Plans are underway for a major infusion of funds from foreign donors to focus on upgrading more than half a dozen parks. Inland wetlands, estuaries and marine areas, which contain Southeast Asia’s largest remaining coral reefs and some of the world’s most important biodiversity, and underrepresented in Burma ’s parks, and environmentalists are pushing more of them to be protected.
Before the civilian government took over, foreign conservation funding amounted to roughly US$1 million a year. It is expected to reach up to $3 million in 2014 and jump to more than $20 million with major players like Norway and the UN Development Program coming in.
“The most critical intervention is to expand the marine protected area to protect it not only from tourism but more serious impacts such as bottom trawling and blast fishing before emerging vested interests render the designation of marine protected areas impossible,” says Frank Momberg, based in the country for Flora and Fauna International.
Last month, the group said it hoped the formation of a new park in Kachin State would help save a primate species discovered by scientists just four years ago. At most, 330 snub-nosed monkeys survive in the northern frontier area, and they are threatened by illegal logging.
Foreign experts working with Burmese are impressed by the high level of dedication and professionalism by some in the government, especially given the powerful forces they must challenge to guard depredation—generals, government cronies, Thai and Chinese dam builders.

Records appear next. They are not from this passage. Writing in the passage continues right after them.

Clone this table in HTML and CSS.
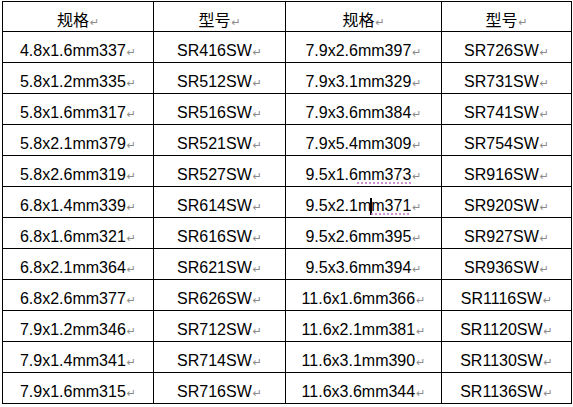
FILE: index.html
```html
<!DOCTYPE html>
<html lang="zh">
<head>
<meta charset="utf-8">
<title>规格 型号</title>
<link rel="stylesheet" href="styles.css">
</head>
<body>
<table class="spec">
  <colgroup>
    <col class="c1"><col class="c2"><col class="c3"><col class="c4">
  </colgroup>
  <thead>
    <tr class="head"><th>规格<span class="pm">↵</span></th><th>型号<span class="pm">↵</span></th><th>规格<span class="pm">↵</span></th><th>型号<span class="pm">↵</span></th></tr>
  </thead>
  <tbody>
    <tr><td>4.8x1.6mm337<span class="pm">↵</span></td><td>SR416SW<span class="pm">↵</span></td><td>7.9x2.6mm397<span class="pm">↵</span></td><td>SR726SW<span class="pm">↵</span></td></tr>
    <tr><td>5.8x1.2mm335<span class="pm">↵</span></td><td>SR512SW<span class="pm">↵</span></td><td>7.9x3.1mm329<span class="pm">↵</span></td><td>SR731SW<span class="pm">↵</span></td></tr>
    <tr><td>5.8x1.6mm317<span class="pm">↵</span></td><td>SR516SW<span class="pm">↵</span></td><td>7.9x3.6mm384<span class="pm">↵</span></td><td>SR741SW<span class="pm">↵</span></td></tr>
    <tr><td>5.8x2.1mm379<span class="pm">↵</span></td><td>SR521SW<span class="pm">↵</span></td><td>7.9x5.4mm309<span class="pm">↵</span></td><td>SR754SW<span class="pm">↵</span></td></tr>
    <tr><td>5.8x2.6mm319<span class="pm">↵</span></td><td>SR527SW<span class="pm">↵</span></td><td>9.5x1.6<span class="sp">mm373</span><span class="pm">↵</span></td><td>SR916SW<span class="pm">↵</span></td></tr>
    <tr><td>6.8x1.4mm339<span class="pm">↵</span></td><td>SR614SW<span class="pm">↵</span></td><td>9.5x2.1m<span class="caret"></span><span class="sp">m371</span><span class="pm">↵</span></td><td>SR920SW<span class="pm">↵</span></td></tr>
    <tr><td>6.8x1.6mm321<span class="pm">↵</span></td><td>SR616SW<span class="pm">↵</span></td><td>9.5x2.6mm395<span class="pm">↵</span></td><td>SR927SW<span class="pm">↵</span></td></tr>
    <tr><td>6.8x2.1mm364<span class="pm">↵</span></td><td>SR621SW<span class="pm">↵</span></td><td>9.5x3.6mm394<span class="pm">↵</span></td><td>SR936SW<span class="pm">↵</span></td></tr>
    <tr><td>6.8x2.6mm377<span class="pm">↵</span></td><td>SR626SW<span class="pm">↵</span></td><td>11.6x1.6mm366<span class="pm">↵</span></td><td>SR1116SW<span class="pm">↵</span></td></tr>
    <tr><td>7.9x1.2mm346<span class="pm">↵</span></td><td>SR712SW<span class="pm">↵</span></td><td>11.6x2.1mm381<span class="pm">↵</span></td><td>SR1120SW<span class="pm">↵</span></td></tr>
    <tr><td>7.9x1.4mm341<span class="pm">↵</span></td><td>SR714SW<span class="pm">↵</span></td><td>11.6x3.1mm390<span class="pm">↵</span></td><td>SR1130SW<span class="pm">↵</span></td></tr>
    <tr><td>7.9x1.6mm315<span class="pm">↵</span></td><td>SR716SW<span class="pm">↵</span></td><td>11.6x3.6mm344<span class="pm">↵</span></td><td>SR1136SW<span class="pm">↵</span></td></tr>
  </tbody>
</table>
</body>
</html>
```
FILE: styles.css
```css
html, body {
  margin: 0;
  padding: 0;
  background: #ffffff;
}
body {
  padding: 1px 0 0 2px;
}
.spec {
  border-collapse: collapse;
  table-layout: fixed;
  width: 569px;
  font-family: "Liberation Sans", Arial, "Noto Sans CJK SC", sans-serif;
  font-size: 16px;
  color: #000;
}
.c1 { width: 151px; }
.c2 { width: 132px; }
.c3 { width: 156px; }
.c4 { width: 130px; }
.spec th,
.spec td {
  border: 1px solid #000;
  padding: 10px 0 0 0;
  height: 20px;
  text-align: center;
  vertical-align: top;
  line-height: 18px;
  white-space: nowrap;
  font-weight: normal;
}
.spec th {
  font-family: "Noto Sans CJK SC", sans-serif;
  font-size: 16px;
  padding-top: 8px;
  height: 21px;
}
.pm {
  font-family: "DejaVu Sans", sans-serif;
  font-size: 11px;
  line-height: 1;
  color: #8a8a8a;
  margin-left: 1px;
}
.sp {
  text-decoration: underline dotted #c07ac8;
  text-underline-offset: 3px;
}
.caret {
  display: inline-block;
  width: 2px;
  height: 17px;
  background: #000;
  vertical-align: -4px;
  margin: 0 -1px;
}
```
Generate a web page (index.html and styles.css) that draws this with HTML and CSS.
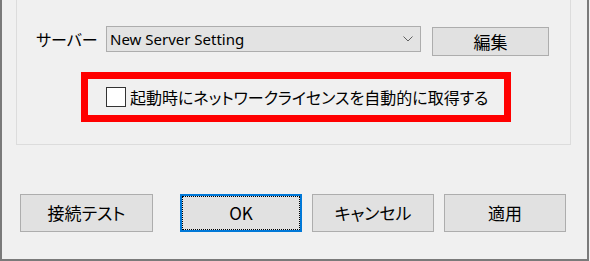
FILE: index.html
```html
<!DOCTYPE html>
<html>
<head>
    <title>ライセンス設定</title>
    <link rel="stylesheet" href="styles.css">
</head>
<body>
    <div class="dialog">
        <!-- server group (top edge is cut off in the capture) -->
        <div class="group">
            <div class="server-row">
                <span class="server-label">サーバー</span>
                <div class="combo">
                    <span class="combo-text">New Server Setting</span>
                    <svg class="combo-arrow" width="10" height="6" viewBox="0 0 10 6">
                        <polyline points="0.5,0.5 5,5 9.5,0.5" fill="none" stroke="#606060" stroke-width="1"/>
                    </svg>
                </div>
                <button type="button" class="btn btn-edit">編集</button>
            </div>

            <div class="highlight">
                <label class="check">
                    <span class="check-box"></span>
                    <span class="check-text">起動時にネットワークライセンスを自動的に取得する</span>
                </label>
            </div>
        </div>

        <!-- dialog buttons -->
        <div class="actions">
            <button type="button" class="btn btn-test">接続テスト</button>
            <button type="button" class="btn btn-ok">OK</button>
            <button type="button" class="btn">キャンセル</button>
            <button type="button" class="btn">適用</button>
        </div>
    </div>
</body>
</html>
```

FILE: styles.css
```css
body {
    margin: 0;
    background-color: #f0f0f0;
    font-family: "Noto Sans CJK JP", sans-serif;
    font-size: 16px;
    font-feature-settings: "palt";
    line-height: 22px;
    color: #000;
}

.dialog {
    width: 589px;
    height: 261px;
    box-sizing: border-box;
    border: 2px solid #7a7a7a;
    border-top: 0;
}

.group {
    width: 555px;
    height: 145px;
    margin-left: 14px;
    box-sizing: border-box;
    border: 1px solid #dcdcdc;
    border-top: 0;
}

.server-row {
    display: flex;
    align-items: flex-start;
    padding: 26px 0 0 19px;
}

.server-label {
    width: 60px;
    height: 26px;
    line-height: 26px;
    margin-right: 10px;
    white-space: nowrap;
}

.combo {
    width: 315px;
    height: 26px;
    box-sizing: border-box;
    border: 1px solid #adadad;
    background-color: #e3e3e3;
    display: flex;
    align-items: center;
    justify-content: space-between;
    padding: 0 7px 0 3px;
}

.combo-text {
    font-family: "Noto Sans", sans-serif;
    font-size: 15px;
    line-height: 24px;
}

.btn {
    width: 122px;
    height: 38px;
    box-sizing: border-box;
    border: 1px solid #adadad;
    background-color: #e1e1e1;
    font: inherit;
    font-size: 17px;
    font-feature-settings: "palt";
    line-height: 22px;
    color: #000;
    padding: 0;
}

.btn-edit {
    width: 117px;
    height: 29px;
    margin: 1px 0 0 11px;
}

.highlight {
    width: 430px;
    height: 50px;
    margin: 16px 0 0 64px;
    box-sizing: border-box;
    border: 7px solid #ff0000;
    display: flex;
    align-items: center;
    padding-left: 18px;
}

.check {
    display: flex;
    align-items: center;
}

.check-box {
    width: 20px;
    height: 20px;
    box-sizing: border-box;
    border: 1px solid #333;
    background-color: #fff;
    margin-right: 4px;
}

.check-text {
    white-space: nowrap;
}

.actions {
    display: flex;
    gap: 10px;
    margin-top: 49px;
    padding-left: 18px;
}

.btn-test {
    width: 133px;
    margin-right: 17px;
}

.btn-ok {
    border: 2px solid #0078d7;
    outline: 1px dotted #000;
    outline-offset: -3px;
}
```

Lynam, of the Wildlife Conservation Society, works with elephant protection in several parks and says patrols he has accompanied have caught villagers hauling timber out of parks who confessed to working for the local police and forest rangers. Even some Buddhist monks are involved, he says, with logs “donated” by illegal loggers who split the profits with log-laundering monasteries.
He sees the accelerating infusion of foreign funding for the parks, and the general environment, as a two-edged sword.
“As the resources are made available, I think you are going to see some very good parks emerging in five to 10 years. There’s lots of hope,” he says. “But foreign money can also help empower the powerful guys who abet corruption. I’ve seen it in other countries.”
Lynam says a lot of foreign money intended for conservation will be “going through the system and into somebody’s handbag, but even if a fraction of it is used it will be a great help.”
A number of international environmental groups have already set up operations and more are eager to come in.
“We know the experiences of other countries that have so-called opened up, like Vietnam, where most of the mangrove swamps were lost in a decade. We can see the dangers of what could also be lost in Myanmar in the next 10 years or so,” says Robert Mather, Southeast Asian head of the International Union for the Conservation of Nature.
“It’s a moment in time with golden opportunities to save something that is still out there.”
Associated Press writer Aye Aye Win contributed to this report from Rangoon.